In other action, the Moffat County Commission:
• Approved, 2-0, meeting minutes from June 8 and 22.
• Approved, 2-0, payroll warrant resolutions totaling $681,502.95 ending July 10.
• Approved, 2-0, a third quarter reimbursement claim for Emergency Management Performance Grant expenses totaling $8,159.
• Approved, 2-0, installing a 1,000-gallon cistern and a new pump at the Hamilton Community Center, and to use the existing pressure tank for potable water.
• Approved, 2-0, a proclamation to make the week of July 24 disability awareness week.
• Approved, 2-0, accepting a preliminary draft of the 2009 county audit results.
Note: Commissioner Tom Gray was absent.
The Moffat County Commission took another step Tuesday toward solidifying the future of medical marijuana dispensaries in the county.
At its regular meeting, the commission approved, 2-0, a resolution containing a ballot question for the November election.
As of now, the measure will appear before voters. However, the commission has until Oct. 6 to withdraw the question, if it chooses.
The question asks Moffat County voters if they want to prohibit dispensaries and other similar operations in unincorporated parts of the county.

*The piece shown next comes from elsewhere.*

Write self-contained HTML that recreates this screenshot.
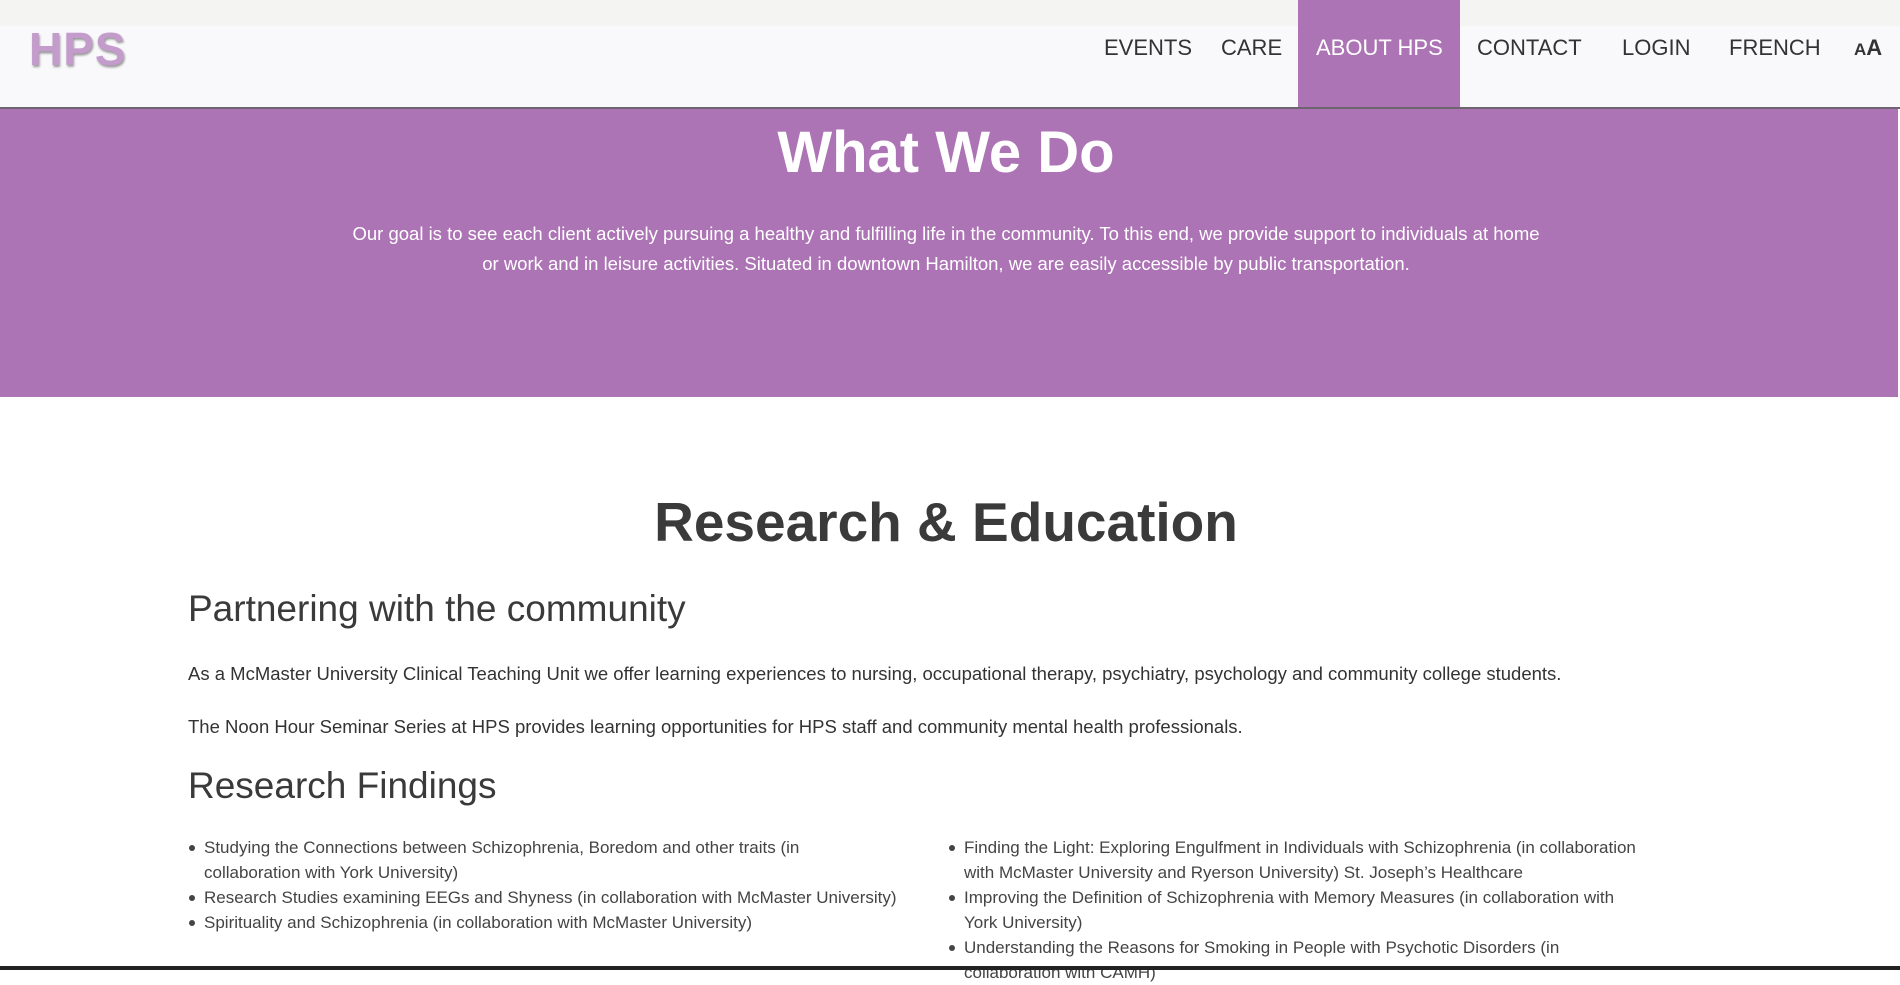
<!DOCTYPE html>
<html><head><meta charset="utf-8"><style>
*{margin:0;padding:0;box-sizing:border-box}
body{width:1900px;height:970px;overflow:hidden;background:#fff;font-family:"Liberation Sans",sans-serif;color:#333;position:relative}
.top{position:absolute;left:0;top:0;width:1900px;height:26px;background:#f4f4f2}
.hdr{position:absolute;left:0;top:26px;width:1900px;height:81px;background:#f9f8fb}
.line{position:absolute;left:0;top:107px;width:1900px;height:2px;background:#6e6470}
.logo{position:absolute;left:29px;top:22px;font-size:46px;font-weight:bold;color:#c39ccc;text-shadow:1px 2px 2px #999;letter-spacing:1px}
.nav a{position:absolute;top:35px;font-size:22px;color:#333;text-decoration:none;white-space:nowrap}
.active{position:absolute;left:1298px;top:0;width:162px;height:107px;background:#ac74b4}
.hero{position:absolute;left:0;top:109px;width:1898px;height:288px;background:#ac74b4;color:#fff;text-align:center}
.hero h1{position:absolute;left:0;width:1892px;top:10px;font-size:58px;font-weight:bold}
.hero p{position:absolute;left:300px;width:1292px;top:110px;font-size:18.5px;line-height:30px;white-space:nowrap}
h2{position:absolute;left:0;width:1892px;text-align:center;top:490px;font-size:55px;font-weight:bold;color:#3a3a3a}
h3{position:absolute;left:188px;font-size:37px;font-weight:normal;color:#3a3a3a}
.p{position:absolute;left:188px;font-size:18.5px;color:#333;white-space:nowrap}
ul{position:absolute;list-style:none;font-size:17px;line-height:25px;color:#444;white-space:nowrap}
li{position:relative;padding-left:16px}
li:before{content:"";position:absolute;left:1px;top:10px;width:6px;height:6px;border-radius:50%;background:#444}
.bot{position:absolute;left:0;top:966px;width:1900px;height:4px;background:#222}
</style></head><body>
<div class="top"></div><div class="hdr"></div>
<div class="active"></div>
<div class="logo">HPS</div>
<div class="nav">
<a style="left:1104px">EVENTS</a>
<a style="left:1221px">CARE</a>
<a style="left:1316px;color:#fff">ABOUT HPS</a>
<a style="left:1477px">CONTACT</a>
<a style="left:1622px">LOGIN</a>
<a style="left:1729px">FRENCH</a>
<a style="left:1854px;font-weight:bold"><span style="font-size:17px">A</span>A</a>
</div>
<div class="line"></div>
<div class="hero"><h1>What We Do</h1>
<p>Our goal is to see each client actively pursuing a healthy and fulfilling life in the community. To this end, we provide support to individuals at home<br>or work and in leisure activities. Situated in downtown Hamilton, we are easily accessible by public transportation.</p></div>
<h2>Research &amp; Education</h2>
<h3 style="top:588px">Partnering with the community</h3>
<div class="p" style="top:663px">As a McMaster University Clinical Teaching Unit we offer learning experiences to nursing, occupational therapy, psychiatry, psychology and community college students.</div>
<div class="p" style="top:716px">The Noon Hour Seminar Series at HPS provides learning opportunities for HPS staff and community mental health professionals.</div>
<h3 style="top:765px">Research Findings</h3>
<ul style="left:188px;top:835px">
<li>Studying the Connections between Schizophrenia, Boredom and other traits (in<br>collaboration with York University)</li>
<li>Research Studies examining EEGs and Shyness (in collaboration with McMaster University)</li>
<li>Spirituality and Schizophrenia (in collaboration with McMaster University)</li>
</ul>
<ul style="left:948px;top:835px">
<li>Finding the Light: Exploring Engulfment in Individuals with Schizophrenia (in collaboration<br>with McMaster University and Ryerson University) St. Joseph’s Healthcare</li>
<li>Improving the Definition of Schizophrenia with Memory Measures (in collaboration with<br>York University)</li>
<li>Understanding the Reasons for Smoking in People with Psychotic Disorders (in<br>collaboration with CAMH)</li>
</ul>
<div class="bot"></div>
</body></html>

The question considers banning operations allowing the distribution and cultivation of medical marijuana such as “medical marijuana centers, optional premises cultivation operations, and medical marijuana-infused products manufacturers’ licenses.”
Commissioner Audrey Danner called the ballot measure approved Tuesday a “place-holder,” and that the county could decide to pull the measure before the election.
“This will give the citizens a chance to understand our thinking and what we are learning about it and following what is happening at the state,” she said. “But, I am very clear that I am still considering whether we should put this on the ballot.”
The commission met Tuesday with county attorney Jeremy Snow, who drafted the ballot measure, to discuss the measure and medical marijuana rules and regulations being developed at the state level.
Snow recommended the commission approve the measure,
considering it could be changed or removed in the future.
“You could still change your mind at this point, but it will be harder to not do this now, than if you want to do it later,” he said.
Snow said the commission has until Sept. 3 to change or Oct. 6 to withdraw the ballot measure.
“I like having a resolution with the ballot question … so that the citizens really know what we are talking about with this because there is confusion already of, ‘Well, the voters voted on this at the state,’” Danner said. “We voted on other topics related to medical marijuana.”
On June 10, the commission extended its moratorium on dispensaries in unincorporated parts of the county for six months.
At the time, the commission said it extended the moratorium to wait and see what rules and regulations were developed from Colorado House Bill 10-1284.
The bill, which Gov. Bill Ritter signed June 7 and took effect July 1, gives local governments several options in controlling dispensaries including putting the matter before voters, Snow said.
Commissioner Tom Mathers said he would consider pulling the measure from the ballot if the state were to release rules and regulations for medical marijuana dispensaries.
“It’ll be a last minute deal,” he said. “And should they not come out with any rules and regulations, I think we’ll just let the voters decide if they want it or if they don’t want it.”
The commission has not drafted its own rules and regulations, Mathers said, because it doesn’t want to “do the whole thing all over again” if its regulations don’t match state regulations.
Mathers said he has not heard any feedback on the issue from Moffat County residents.
Considering the lack of public input, Mathers said putting the issue to the voters would be a solution in determining which way the commissioners should head — banning or regulating.